▸ **WHAT YOU SHOULD DO**
Compute the number of lines that include the string "styles", then output that number and nothing else.

▸ **SOURCE MATERIAL**
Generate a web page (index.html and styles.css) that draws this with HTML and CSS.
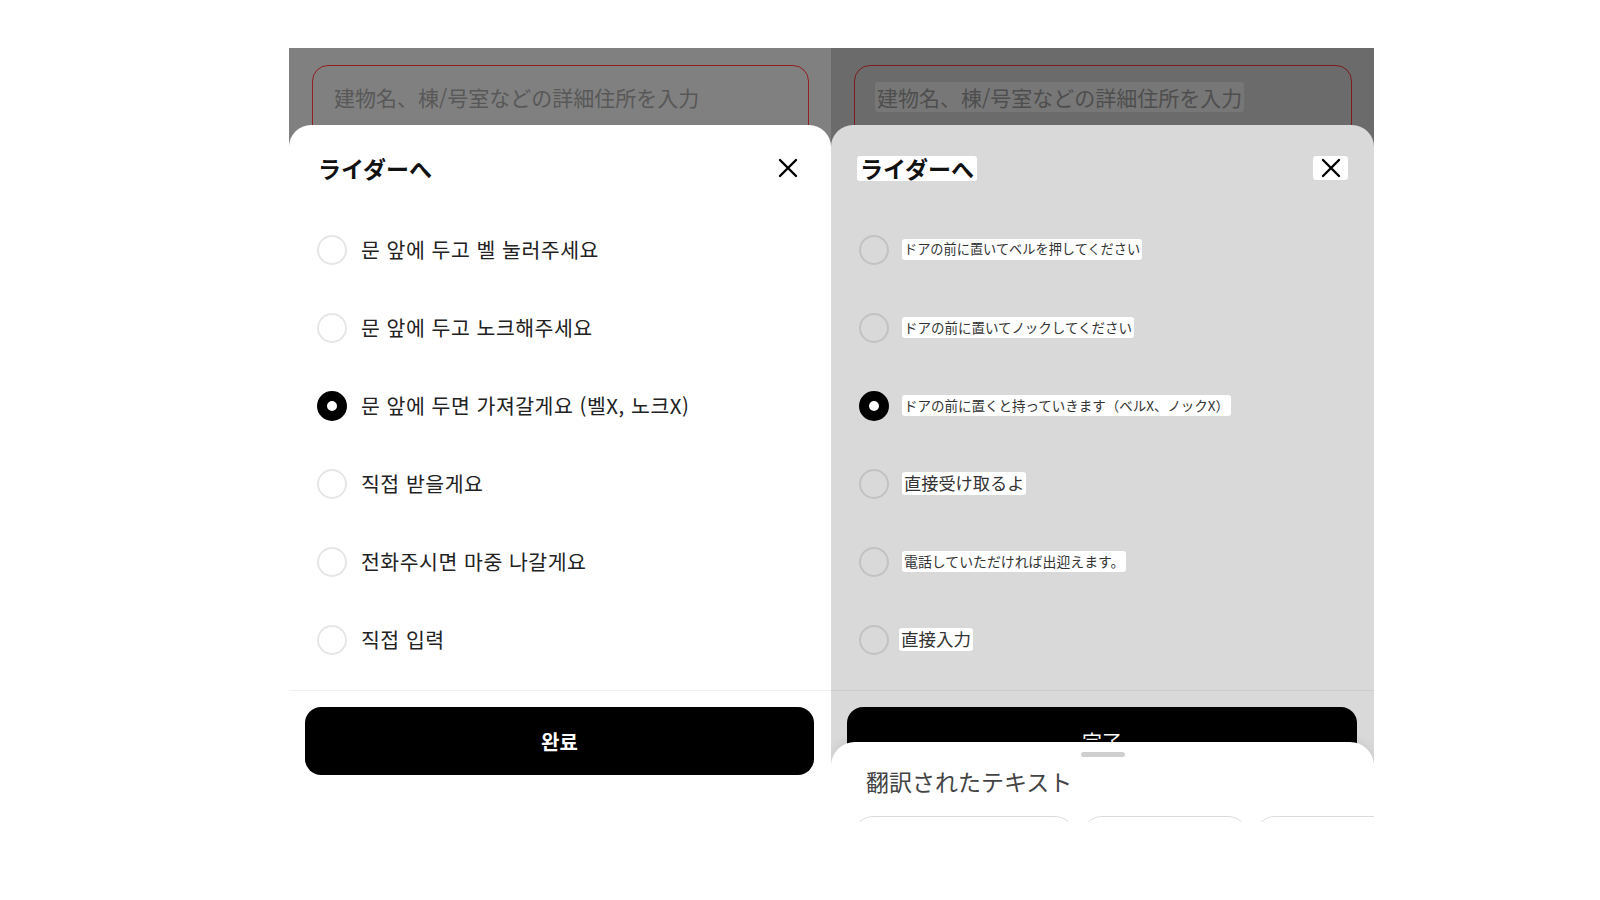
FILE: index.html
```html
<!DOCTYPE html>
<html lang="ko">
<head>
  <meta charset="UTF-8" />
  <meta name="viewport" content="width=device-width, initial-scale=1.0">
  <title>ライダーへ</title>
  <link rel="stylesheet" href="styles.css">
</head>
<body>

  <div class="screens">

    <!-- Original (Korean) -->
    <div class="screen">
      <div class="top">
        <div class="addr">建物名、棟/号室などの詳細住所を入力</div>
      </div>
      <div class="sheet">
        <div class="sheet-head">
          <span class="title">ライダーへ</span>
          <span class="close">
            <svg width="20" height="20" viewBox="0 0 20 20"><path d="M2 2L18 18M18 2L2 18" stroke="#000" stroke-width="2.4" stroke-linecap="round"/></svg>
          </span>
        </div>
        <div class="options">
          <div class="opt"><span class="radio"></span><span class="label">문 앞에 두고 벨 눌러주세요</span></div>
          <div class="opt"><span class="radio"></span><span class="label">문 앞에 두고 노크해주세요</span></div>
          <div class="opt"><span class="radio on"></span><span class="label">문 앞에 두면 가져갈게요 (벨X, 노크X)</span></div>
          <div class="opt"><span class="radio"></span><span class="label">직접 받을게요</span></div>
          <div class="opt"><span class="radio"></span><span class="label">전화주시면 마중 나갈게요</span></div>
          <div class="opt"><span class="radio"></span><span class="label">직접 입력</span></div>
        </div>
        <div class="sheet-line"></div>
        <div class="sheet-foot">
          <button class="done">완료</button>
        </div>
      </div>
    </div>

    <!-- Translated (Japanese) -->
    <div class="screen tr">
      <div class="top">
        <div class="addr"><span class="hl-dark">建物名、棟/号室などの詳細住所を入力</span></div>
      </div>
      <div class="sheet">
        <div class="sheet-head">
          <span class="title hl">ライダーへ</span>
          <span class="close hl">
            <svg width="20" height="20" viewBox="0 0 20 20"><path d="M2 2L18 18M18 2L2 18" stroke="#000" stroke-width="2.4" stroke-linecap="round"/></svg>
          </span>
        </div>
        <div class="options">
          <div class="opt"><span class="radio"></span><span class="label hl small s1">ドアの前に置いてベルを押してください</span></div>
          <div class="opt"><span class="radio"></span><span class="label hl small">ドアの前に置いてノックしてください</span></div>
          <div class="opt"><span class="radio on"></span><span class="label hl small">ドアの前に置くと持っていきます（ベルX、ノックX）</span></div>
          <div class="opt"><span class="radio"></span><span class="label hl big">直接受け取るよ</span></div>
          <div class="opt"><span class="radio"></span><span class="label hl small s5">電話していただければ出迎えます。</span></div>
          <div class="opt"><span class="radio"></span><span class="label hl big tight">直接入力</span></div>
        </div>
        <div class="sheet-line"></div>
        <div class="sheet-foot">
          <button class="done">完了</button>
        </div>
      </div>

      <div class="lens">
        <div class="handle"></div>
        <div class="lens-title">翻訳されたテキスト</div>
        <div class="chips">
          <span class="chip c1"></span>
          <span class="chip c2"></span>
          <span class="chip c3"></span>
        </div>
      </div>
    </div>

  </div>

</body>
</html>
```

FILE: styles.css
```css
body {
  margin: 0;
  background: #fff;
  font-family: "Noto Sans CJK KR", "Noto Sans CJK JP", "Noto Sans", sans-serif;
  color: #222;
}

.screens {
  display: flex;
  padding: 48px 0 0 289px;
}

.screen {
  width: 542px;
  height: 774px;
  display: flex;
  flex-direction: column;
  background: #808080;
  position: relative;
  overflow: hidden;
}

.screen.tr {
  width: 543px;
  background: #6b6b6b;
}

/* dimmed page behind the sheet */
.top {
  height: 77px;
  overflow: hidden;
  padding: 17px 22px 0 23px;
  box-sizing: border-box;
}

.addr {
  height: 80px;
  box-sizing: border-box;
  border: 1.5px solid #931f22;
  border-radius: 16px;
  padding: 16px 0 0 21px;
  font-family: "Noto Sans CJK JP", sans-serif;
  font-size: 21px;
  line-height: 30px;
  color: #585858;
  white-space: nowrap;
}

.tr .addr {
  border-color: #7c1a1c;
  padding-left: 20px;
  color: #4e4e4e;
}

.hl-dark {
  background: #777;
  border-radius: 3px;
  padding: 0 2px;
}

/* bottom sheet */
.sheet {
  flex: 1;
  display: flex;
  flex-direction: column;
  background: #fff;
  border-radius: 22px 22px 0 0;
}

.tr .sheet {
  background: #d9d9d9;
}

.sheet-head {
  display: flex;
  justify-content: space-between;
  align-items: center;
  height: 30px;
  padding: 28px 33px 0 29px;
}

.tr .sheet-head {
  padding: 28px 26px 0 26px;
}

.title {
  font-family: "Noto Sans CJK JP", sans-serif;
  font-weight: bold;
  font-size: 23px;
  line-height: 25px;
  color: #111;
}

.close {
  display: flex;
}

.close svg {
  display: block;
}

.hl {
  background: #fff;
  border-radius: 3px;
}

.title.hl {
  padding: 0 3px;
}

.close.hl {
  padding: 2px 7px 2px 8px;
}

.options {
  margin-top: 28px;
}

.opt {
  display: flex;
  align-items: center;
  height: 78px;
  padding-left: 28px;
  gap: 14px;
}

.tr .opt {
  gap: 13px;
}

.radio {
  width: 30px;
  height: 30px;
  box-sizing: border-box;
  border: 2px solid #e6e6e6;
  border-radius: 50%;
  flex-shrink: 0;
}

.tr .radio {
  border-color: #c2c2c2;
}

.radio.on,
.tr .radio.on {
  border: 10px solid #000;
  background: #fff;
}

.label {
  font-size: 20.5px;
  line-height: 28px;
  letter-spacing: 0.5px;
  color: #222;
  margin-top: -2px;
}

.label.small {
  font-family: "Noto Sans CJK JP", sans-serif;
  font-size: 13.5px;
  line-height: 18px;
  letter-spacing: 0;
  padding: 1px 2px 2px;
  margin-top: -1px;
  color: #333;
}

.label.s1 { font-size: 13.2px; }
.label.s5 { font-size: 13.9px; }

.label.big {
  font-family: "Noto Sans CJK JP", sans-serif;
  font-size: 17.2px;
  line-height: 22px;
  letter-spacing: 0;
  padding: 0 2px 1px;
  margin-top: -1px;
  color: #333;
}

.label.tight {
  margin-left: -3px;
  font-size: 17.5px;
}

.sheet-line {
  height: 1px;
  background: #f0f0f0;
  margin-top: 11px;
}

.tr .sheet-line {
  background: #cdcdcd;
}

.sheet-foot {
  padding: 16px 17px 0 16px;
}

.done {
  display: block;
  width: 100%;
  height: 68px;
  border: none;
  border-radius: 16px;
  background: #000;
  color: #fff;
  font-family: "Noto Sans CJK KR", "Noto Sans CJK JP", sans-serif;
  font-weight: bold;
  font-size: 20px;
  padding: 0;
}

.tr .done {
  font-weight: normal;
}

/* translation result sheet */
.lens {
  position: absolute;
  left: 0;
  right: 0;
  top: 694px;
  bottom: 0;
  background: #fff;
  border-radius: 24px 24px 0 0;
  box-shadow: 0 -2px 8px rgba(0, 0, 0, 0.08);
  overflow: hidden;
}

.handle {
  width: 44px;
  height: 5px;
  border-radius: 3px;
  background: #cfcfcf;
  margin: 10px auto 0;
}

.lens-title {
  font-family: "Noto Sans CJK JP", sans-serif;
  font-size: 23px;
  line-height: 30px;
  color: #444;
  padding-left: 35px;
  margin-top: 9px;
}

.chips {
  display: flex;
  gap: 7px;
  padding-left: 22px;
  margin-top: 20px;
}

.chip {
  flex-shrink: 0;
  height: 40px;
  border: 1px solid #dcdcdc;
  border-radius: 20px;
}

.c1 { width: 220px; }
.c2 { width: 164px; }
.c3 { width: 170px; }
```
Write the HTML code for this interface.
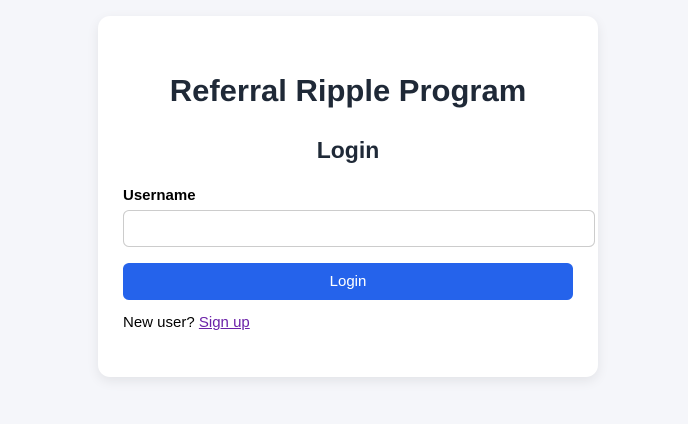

▸ **CORRECT RESULT**
3